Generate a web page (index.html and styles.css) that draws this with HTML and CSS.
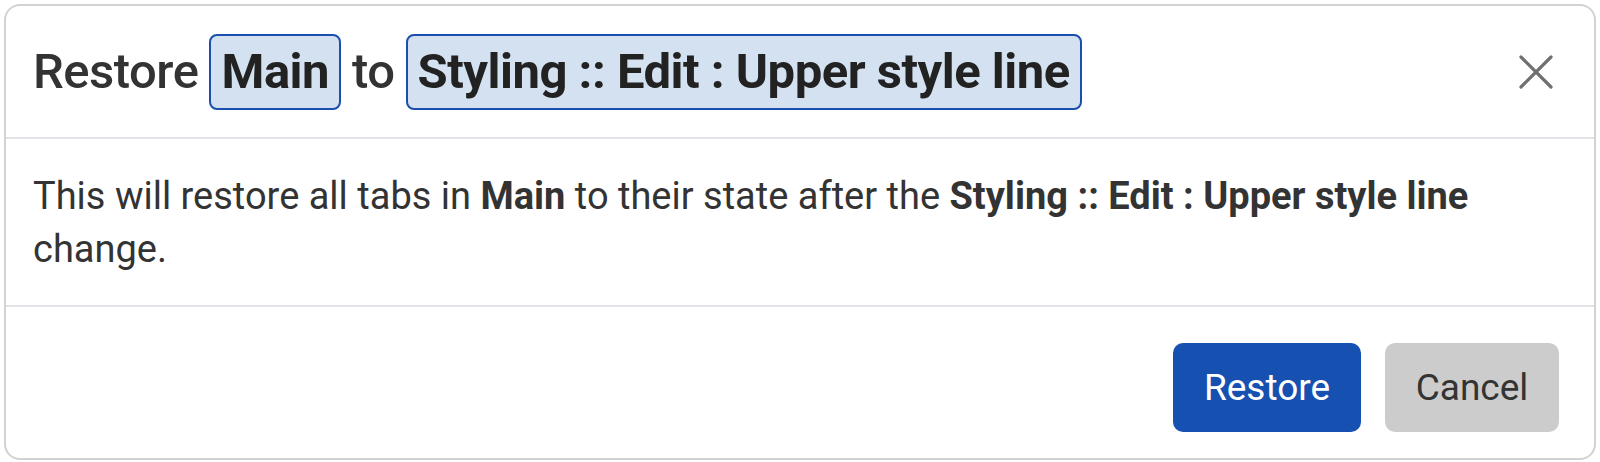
FILE: index.html
```html
<!DOCTYPE html>
<html lang="en">
<head>
<meta charset="utf-8">
<title>Restore</title>
<link rel="stylesheet" href="styles.css">
</head>
<body>
<div class="dialog">
  <div class="header">
    <div class="title">
      <span class="word">Restore</span>
      <span class="chip">Main</span>
      <span class="word">to</span>
      <span class="chip">Styling :: Edit : Upper style line</span>
    </div>
    <button class="close" aria-label="Close">
      <svg width="34" height="34" viewBox="0 0 34 34"><path d="M2 2 L32 32 M32 2 L2 32" stroke="#707070" stroke-width="3.2" stroke-linecap="round"/></svg>
    </button>
  </div>
  <div class="body">
    <p class="msg">This will restore all tabs in <b>Main</b> to their state after the <b>Styling :: Edit : Upper style line</b> change.</p>
  </div>
  <div class="footer">
    <button class="btn primary">Restore</button>
    <button class="btn secondary">Cancel</button>
  </div>
</div>
</body>
</html>
```
FILE: styles.css
```css
html, body {
  margin: 0;
  padding: 0;
  background: #ffffff;
}
body {
  font-family: Roboto, "Liberation Sans", sans-serif;
  color: #333333;
}
.dialog {
  margin: 4px;
  height: 456px;
  box-sizing: border-box;
  border: 2px solid #d2d2d2;
  border-radius: 16px;
  display: flex;
  flex-direction: column;
  overflow: hidden;
}
.header {
  display: flex;
  align-items: center;
  justify-content: space-between;
  height: 133px;
  flex: none;
  box-sizing: border-box;
  padding: 0 41px 0 27px;
  border-bottom: 2px solid #e1e4e9;
}
.title {
  display: flex;
  align-items: center;
  gap: 11px;
  font-size: 49px;
  font-weight: 500;
  letter-spacing: -0.5px;
  color: #333333;
}
.chip {
  display: flex;
  align-items: center;
  height: 76px;
  box-sizing: border-box;
  padding: 0 10px;
  background: #d3e1f0;
  border: 2px solid #1a4fae;
  border-radius: 8px;
  font-weight: 700;
  color: #222222;
}
.close {
  border: 0;
  background: transparent;
  padding: 0;
  width: 34px;
  height: 34px;
  display: flex;
  cursor: pointer;
}
.body {
  padding: 31px 26px 0 27px;
  height: 168px;
  flex: none;
  box-sizing: border-box;
  border-bottom: 2px solid #e1e4e9;
}
.msg {
  margin: 0;
  font-size: 38px;
  line-height: 53px;
  letter-spacing: 0;
  color: #333333;
}
.msg b {
  font-weight: 700;
}
.footer {
  flex: 1;
  display: flex;
  justify-content: flex-end;
  align-items: flex-start;
  gap: 24px;
  padding: 36px 35px 0 0;
}
.btn {
  height: 89px;
  border: 0;
  border-radius: 10px;
  font-family: Roboto, "Liberation Sans", sans-serif;
  font-size: 37px;
  font-weight: 400;
  cursor: pointer;
}
.primary {
  width: 188px;
  background: #1650b0;
  color: #ffffff;
}
.secondary {
  width: 174px;
  background: #cccccc;
  color: #333333;
}
```
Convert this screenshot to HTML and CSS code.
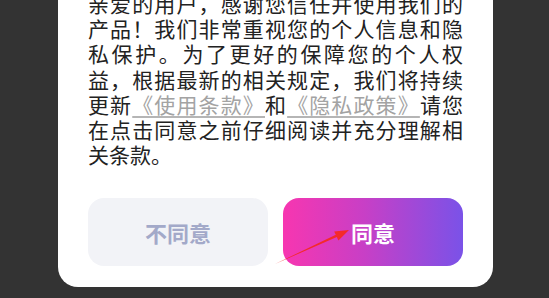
FILE: index.html
```html
<!DOCTYPE html>
<html lang="zh-CN">
<head>
<meta charset="utf-8">
<title>隐私保护</title>
<link rel="stylesheet" href="styles.css">
</head>
<body>
<div class="screen">
  <div class="dialog">
    <p class="notice">亲爱的用户，感谢您信任并使用我们的产品！我们非常重视您的个人信息和隐私保护。为了更好的保障您的个人权益，根据最新的相关规定，我们将持续更新<a class="link" href="#">《使用条款》</a>和<a class="link" href="#">《隐私政策》</a>请您在点击同意之前仔细阅读并充分理解相关条款。</p>
    <div class="actions">
      <button class="btn btn-decline" type="button">不同意</button>
      <button class="btn btn-agree" type="button">同意</button>
    </div>
  </div>
  <svg class="arrow" width="549" height="298" viewBox="0 0 549 298" xmlns="http://www.w3.org/2000/svg">
    <polygon points="275,273 335.8,243.8 334.2,240.4 349,239 338.4,249.4 336.8,246 " fill="#f42a2a"/>
  </svg>
</div>
</body>
</html>
```
FILE: styles.css
```css
html, body {
  margin: 0;
  padding: 0;
}
body {
  background: #333333;
  font-family: "Noto Sans CJK SC", "Noto Sans", sans-serif;
  width: 549px;
  height: 298px;
  overflow: hidden;
}
.screen {
  position: relative;
  width: 549px;
  height: 298px;
}
.dialog {
  margin: -9px 0 0 58px;
  width: 435px;
  box-sizing: border-box;
  padding: 0 30px 21px;
  background: #ffffff;
  border-radius: 0 0 20px 20px;
}
.notice {
  margin: 0;
  font-size: 21px;
  line-height: 1.2;
  color: #222222;
  text-align: justify;
}
.link {
  color: #a3a3a3;
  text-decoration: underline;
  text-decoration-color: #b5b5b5;
  text-underline-offset: 3px;
}
.actions {
  display: flex;
  gap: 15px;
  margin-top: 31px;
}
.btn {
  flex: 1;
  height: 68px;
  border: 0;
  border-radius: 16px;
  font-family: "Noto Sans CJK SC", "Noto Sans", sans-serif;
  font-size: 22px;
  font-weight: 700;
  padding: 0;
}
.btn-decline {
  background: #f2f3f7;
  color: #a3a9c9;
}
.btn-agree {
  background: linear-gradient(90deg, #f736b0 0%, #c83fc6 45%, #7a52e8 100%);
  color: #ffffff;
}
.arrow {
  position: absolute;
  left: 0;
  top: 0;
  pointer-events: none;
}
```
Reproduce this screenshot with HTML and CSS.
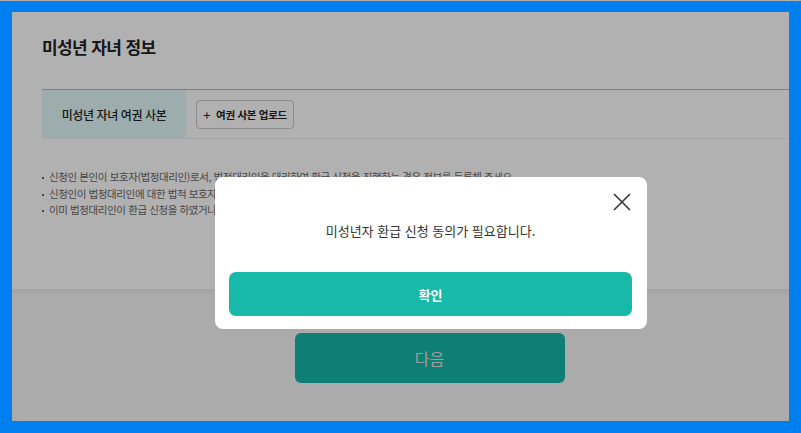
FILE: index.html
```html
<!DOCTYPE html>
<html lang="ko">
<head>
<meta charset="utf-8">
<title>미성년 자녀 정보</title>
<link rel="stylesheet" href="styles.css">
</head>
<body>
<div class="frame">
  <div class="screen">
    <section class="card">
      <h2 class="title">미성년 자녀 정보</h2>
      <div class="row">
        <div class="row-label">미성년 자녀 여권 사본</div>
        <div class="row-value">
          <button class="upload-btn" type="button"><span class="plus">+</span>여권 사본 업로드</button>
        </div>
      </div>
      <ul class="notes">
        <li>신청인 본인이 보호자(법정대리인)로서, 법정대리인을 대리하여 환급 신청을 진행하는 경우 정보를 등록해 주세요.</li>
        <li>신청인이 법정대리인에 대한 법적 보호자 지위를 증명할 수 있는 서류를 함께 제출해 주세요.</li>
        <li>이미 법정대리인이 환급 신청을 하였거나, 미성년 자녀 본인이 신청한 경우 중복 신청이 불가합니다.</li>
      </ul>
    </section>
    <footer class="footer">
      <button class="next-btn" type="button">다음</button>
    </footer>
    <div class="dim"></div>
    <div class="modal" role="dialog">
      <button class="close-btn" type="button" aria-label="닫기">
        <svg width="20" height="20" viewBox="0 0 20 20"><path d="M2 2 L18 18 M18 2 L2 18" stroke="#333" stroke-width="1.6" fill="none"/></svg>
      </button>
      <p class="modal-msg">미성년자 환급 신청 동의가 필요합니다.</p>
      <button class="confirm-btn" type="button">확인</button>
    </div>
  </div>
</div>
</body>
</html>
```

FILE: styles.css
```css
* { box-sizing: border-box; }
html, body { margin: 0; padding: 0; }
body {
  font-family: "Noto Sans CJK KR", "Noto Sans", sans-serif;
  background: #0080f0;
  border-top: 1px solid #b0b0b0;
  width: 801px;
  height: 433px;
  overflow: hidden;
}
.frame {
  padding: 11px 12px 12px 12px;
}
.screen {
  position: relative;
  width: 777px;
  height: 409px;
  overflow: hidden;
  display: flex;
  flex-direction: column;
}
.card {
  background: #ffffff;
  height: 277px;
  padding: 23px 0 0 30px;
}
.title {
  margin: 0;
  font-size: 17px;
  line-height: 24px;
  font-weight: 700;
  color: #222;
  letter-spacing: -0.6px;
}
.row {
  margin-top: 30px;
  display: flex;
  height: 50px;
  border-top: 1px solid #b7b7b7;
  border-bottom: 1px solid #efefef;
}
.row-label {
  width: 144px;
  background: #e3f9f9;
  display: flex;
  align-items: center;
  justify-content: center;
  font-size: 12px;
  font-weight: 500;
  color: #222;
  letter-spacing: -0.4px;
}
.row-value {
  display: flex;
  align-items: center;
  padding-left: 10px;
}
.upload-btn {
  width: 98px;
  height: 29px;
  border: 1px solid #c8c8c8;
  border-radius: 4px;
  background: #fff;
  font-family: inherit;
  font-size: 10.5px;
  font-weight: 700;
  color: #222;
  letter-spacing: -0.3px;
  display: flex;
  align-items: center;
  justify-content: center;
  padding: 0;
}
.plus {
  font-size: 13px;
  font-weight: 400;
  margin-right: 6px;
  line-height: 1;
}
.notes {
  list-style: none;
  margin: 30px 0 0 0;
  padding: 0;
}
.notes li {
  position: relative;
  padding-left: 7px;
  font-size: 10.5px;
  line-height: 16.5px;
  color: #666;
  letter-spacing: -0.4px;
  white-space: nowrap;
}
.notes li::before {
  content: "";
  position: absolute;
  left: 0;
  top: 8px;
  width: 2px;
  height: 2px;
  background: #666;
}
.footer {
  flex: 1;
  background: #f7f7f7;
  box-shadow: inset 0 6px 6px -4px rgba(0,0,0,0.08);
  display: flex;
  justify-content: center;
  align-items: flex-start;
  padding: 44px 0 0 58px;
}
.next-btn {
  width: 270px;
  height: 50px;
  border: none;
  border-radius: 6px;
  background: #14b7a8;
  color: #e6e6e6;
  font-family: inherit;
  font-size: 16px;
  font-weight: 400;
}
.dim {
  position: absolute;
  inset: 0;
  background: rgba(0,0,0,0.305);
}
.modal {
  position: absolute;
  left: 203px;
  top: 165px;
  width: 432px;
  height: 152px;
  background: #fff;
  border-radius: 8px;
  padding: 44px 15px 13px 14px;
  display: flex;
  flex-direction: column;
}
.close-btn {
  position: absolute;
  top: 15px;
  right: 15px;
  width: 20px;
  height: 20px;
  padding: 0;
  border: none;
  background: none;
}
.close-btn svg { display: block; }
.modal-msg {
  margin: 0;
  text-align: center;
  font-size: 13px;
  line-height: 20px;
  color: #333;
}
.confirm-btn {
  margin-top: 31px;
  height: 44px;
  border: none;
  border-radius: 7px;
  background: #17b9a8;
  color: #fff;
  font-family: inherit;
  font-size: 13px;
  font-weight: 700;
}
```
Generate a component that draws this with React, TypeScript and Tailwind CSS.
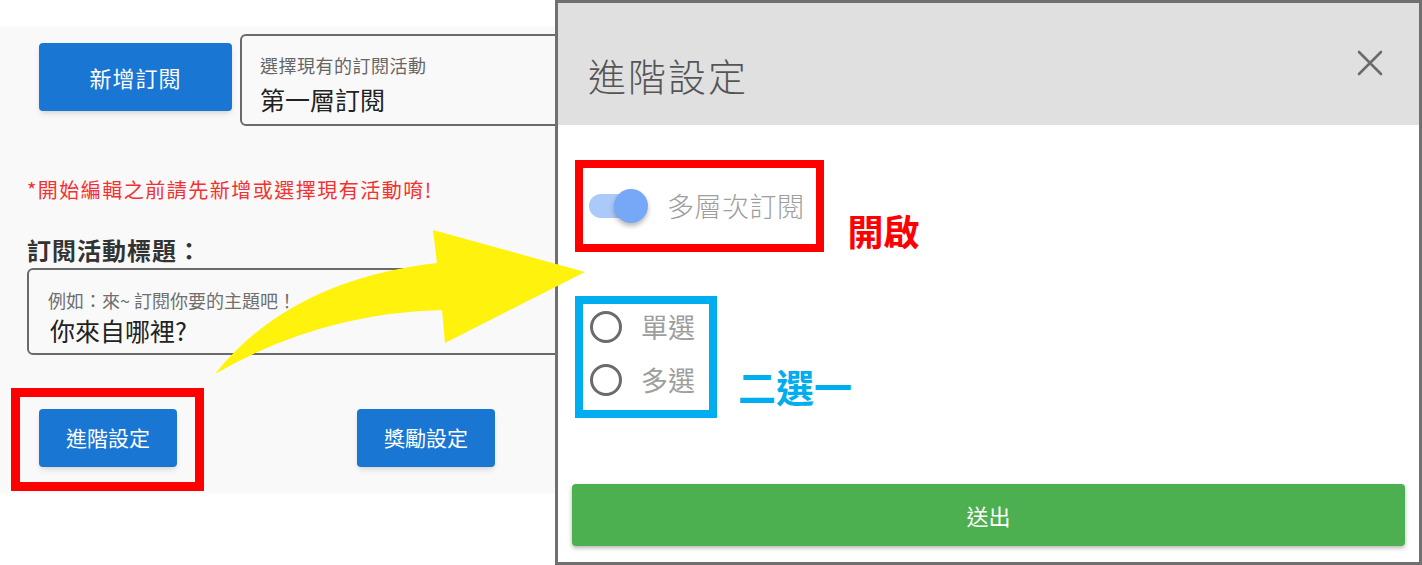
import { useState } from 'react';

const font = { fontFamily: '"Noto Sans CJK TC", "Noto Sans", "Liberation Sans", sans-serif' };

function CloseIcon() {
  return (
    <svg width="26" height="26" viewBox="0 0 26 26" fill="none" stroke="#6b6b6b" strokeWidth="2.6" strokeLinecap="round">
      <path d="M2 2 L24 24 M24 2 L2 24" />
    </svg>
  );
}

function Radio({ label, checked, onClick }: { label: string; checked: boolean; onClick: () => void }) {
  return (
    <button onClick={onClick} className="flex h-[46px] items-center pl-[7px] pr-[14px]">
      <span className="flex h-[32px] w-[32px] items-center justify-center rounded-full border-[3px] border-[#6b6b6b]">
        {checked && <span className="h-[16px] w-[16px] rounded-full bg-[#6b6b6b]" />}
      </span>
      <span className="ml-[19px] text-[27px] leading-[36px] text-[#9e9e9e]">{label}</span>
    </button>
  );
}

export default function App() {
  const [multi, setMulti] = useState(true);
  const [mode, setMode] = useState<'single' | 'multiple' | null>(null);

  return (
    <div className="relative flex h-[565px] w-[1422px] overflow-hidden bg-white" style={font}>
      {/* left page */}
      <div className="w-[555px] shrink-0 pt-[27px]">
        <div className="h-[466px] overflow-hidden bg-[#f9f9f9] pt-[7px]">
          <div className="flex items-start pl-[39px]">
            <button className="mt-[9px] h-[68px] w-[193px] shrink-0 rounded bg-[#1976d2] text-[22px] tracking-[1px] text-white shadow-md">
              新增訂閱
            </button>
            <div className="ml-[8px] h-[92px] w-[320px] shrink-0 rounded-l-[6px] border-2 border-[#6a6a6a] pl-[18px] pt-[18px]">
              <div className="text-[18px] leading-[22px] tracking-[0.5px] text-[#666]">選擇現有的訂閱活動</div>
              <div className="mt-[8px] text-[25px] leading-[30px] text-[#222]">第一層訂閱</div>
            </div>
          </div>

          <p className="mt-[52px] pl-[27px] text-[20px] leading-[24px] tracking-[1.5px] text-[#f53030]">
            *開始編輯之前請先新增或選擇現有活動唷!
          </p>

          <h2 className="mt-[33px] pl-[27px] text-[24px] font-bold leading-[30px] tracking-[1px] text-[#333]">訂閱活動標題：</h2>

          <div className="ml-[27px] mt-[3px] h-[87px] w-[540px] rounded-l-[6px] border-2 border-[#6a6a6a] pl-[19px] pt-[20px]">
            <div className="text-[18px] leading-[20px] text-[#6f6f6f]">例如：來~ 訂閱你要的主題吧！</div>
            <div className="mt-[5px] pl-[2px] text-[25px] leading-[30px] text-[#222]">你來自哪裡?</div>
          </div>

          <div className="mt-[33px] flex items-start pl-[11px]">
            <div className="border-[9px] border-[#ff0000] pb-[15px] pl-[19px] pr-[18px] pt-[12px]">
              <button className="h-[58px] w-[138px] rounded bg-[#1976d2] text-[21px] text-white shadow-md">進階設定</button>
            </div>
            <button className="ml-[153px] mt-[21px] h-[58px] w-[138px] rounded bg-[#1976d2] text-[21px] text-white shadow-md">
              獎勵設定
            </button>
          </div>
        </div>
      </div>

      {/* dialog */}
      <div className="flex h-[565px] w-[867px] shrink-0 flex-col border-[3px] border-[#707070] bg-white">
        <div className="flex h-[122px] items-start justify-between bg-[#e0e0e0] pl-[30px] pr-[36px]">
          <h1 className="pt-[48px] text-[38px] font-light leading-[48px] tracking-[2px] text-[#555]">進階設定</h1>
          <div className="pt-[47px]">
            <CloseIcon />
          </div>
        </div>

        <div className="ml-[17px] mt-[35px] flex items-end">
          <div className="flex h-[92px] items-center border-[8px] border-[#ff0000] pl-[6px] pr-[11px]">
            <button onClick={() => setMulti(!multi)} className="relative h-[34px] w-[59px]">
              <span className={`absolute left-0 top-[5px] h-[24px] w-[52px] rounded-full ${multi ? 'bg-[#abc9f9]' : 'bg-[#c4c4c4]'}`} />
              <span
                className={`absolute top-0 h-[34px] w-[34px] rounded-full shadow-[0_3px_5px_rgba(0,0,0,0.28)] ${
                  multi ? 'right-0 bg-[#76a8f7]' : 'left-0 bg-[#f1f1f1]'
                }`}
              />
            </button>
            <span className="ml-[19px] text-[27px] font-light leading-[36px] tracking-[0.5px] text-[#9e9e9e]">多層次訂閱</span>
          </div>
          <span className="mb-[1px] ml-[24px] text-[36px] font-bold leading-[42px] text-[#ff0000]">開啟</span>
        </div>

        <div className="ml-[17px] mt-[44px] flex items-end">
          <div className="flex flex-col gap-[7px] border-[8px] border-[#00aeef] pb-[7px]">
            <Radio label="單選" checked={mode === 'single'} onClick={() => setMode('single')} />
            <Radio label="多選" checked={mode === 'multiple'} onClick={() => setMode('multiple')} />
          </div>
          <span className="mb-[9px] ml-[21px] text-[38px] font-bold leading-[46px] text-[#00aeef]">二選一</span>
        </div>

        <button className="mx-[14px] mb-[16px] mt-auto h-[62px] rounded bg-[#4caf50] text-[22px] text-white shadow-[0_2px_4px_rgba(0,0,0,0.3)]">
          送出
        </button>
      </div>

      {/* yellow arrow annotation */}
      <svg className="pointer-events-none absolute left-0 top-0" width="1422" height="565" viewBox="0 0 1422 565">
        <path
          d="M215 374 Q290 280 437 263 L433 230 L585 272 L445 343 L442 310 Q320 313 215 374 Z"
          fill="#fff20c"
        />
      </svg>
    </div>
  );
}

What you are asked to do ::
Report all lines of the material that contain the word "with".

The output ::
Generate a web page (index.html and styles.css) that draws this with HTML and CSS.
Reproduce this screenshot with HTML and CSS.
Generate a component that draws this with React, TypeScript and Tailwind CSS.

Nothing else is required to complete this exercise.